I live near the centre of the city. It’s quite a quiet place. Rather pretty and, as with the rest of Norwich, very bookish – you can’t throw a stone without hitting a writer in this town. I don’t have any particular places I like to visit. Between writing and child-rearing, spare time has very definitely disappeared. I do like to walk though and Norwich’s old streets lend themselves very well to this pastime.

On roots

I go back to Ireland a couple of times a year and, almost, always for Christmas. Before Norwich I lived in Cork for four years but since I was seventeen, I’ve thought of London as home.

On her study

I write at home and what I like best is a small dormer room which, luckily, that’s what I have here. Something about being high up in the quiet is very conducive to clear thinking. I have a big old desk my husband bought me from a house clearance place in Tottenham years ago and it’s followed us on all our subsequent travels. I wrote Girl on it and am now finishing the second book on it too. I also have a poster of Dostoyevsky that has followed me around since I bought it in the Dostoyevsky museum in St Petersburg in 2000. It’s a terrible, ugly thing but it reminds me of a very interesting time as well as what a small fry I am in the footnotes of literature.

On whether she has a creative process

Not beyond the discipline that every writer will tell you is the one necessity of the job. Just sit down, write, delete, write, fiddle about with. Swear a lot. Start again.

I can’t write around other people and the thought of leaving the house while writing is so stressful that I do anything possible to avoid it. Also, from a purely pragmatic point of view, I have a small child so far flung retreats are not an option. The muse has to get to work with her marigolds on, just like everyone else.

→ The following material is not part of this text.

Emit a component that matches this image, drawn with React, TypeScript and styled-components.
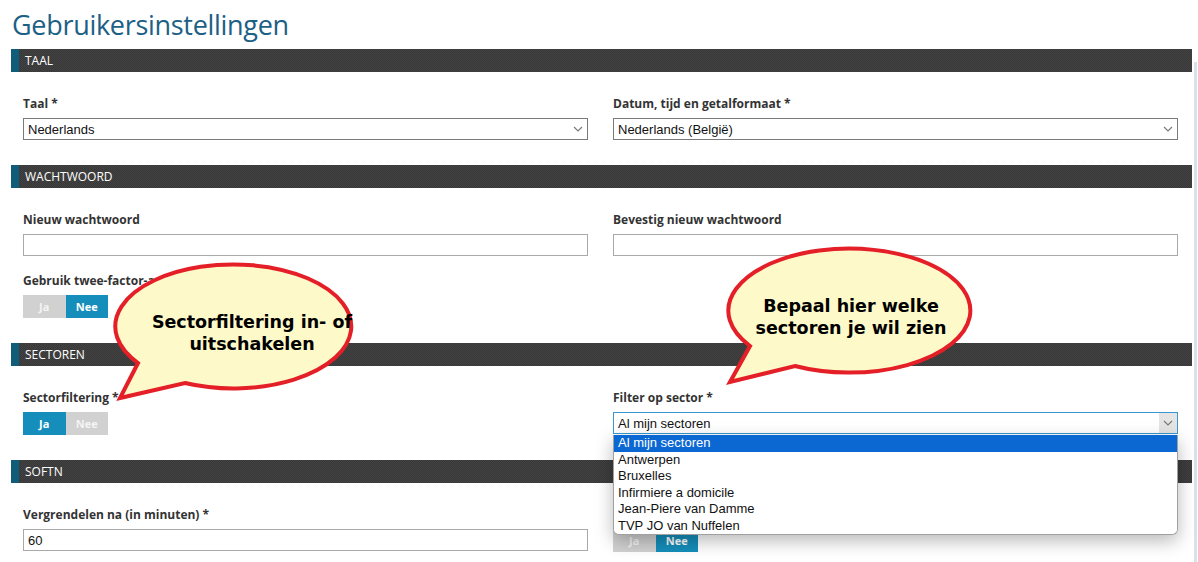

On her favourite local bookshop

Well, the greatest book shop in the world sits in the centre of Norwich and is called The Book Hive. This is where its owner Henry Layte first read my much-rejected manuscript and decided to publish it, which changed my life. Life changing aspects aside, it is also one of the most beautifully curated, thoughtfully laid out bookshops I know. It’s a bookshop made by people who love books for people who love books too and that, sadly, is an increasingly rare thing.

On technology

I don’t own a tablet and I don’t think I will ever use one for that purpose. I find the effect of reading on them pretty alienating. It’s a little like watching a CGI-heavy movie. It looks like it and sounds like it but the eye knows what it’s seeing isn’t true. Also, most of my many one star reviews on Amazon are from people who read Girl on Kindle rather than in hardcopy, which really does nothing to lessen my antipathy. I don’t think the physical book will become obsolete although, like the return of vinyl, it may become a special interest. I hope I’m wrong about that.

On inspirational reads

Edna O’Brien’s The Country Girls was the first great book of my life, one that really changed me and taught me to look at language in a different way. The second was Ulysses because Joyce crossed every boundary and left the gates open behind.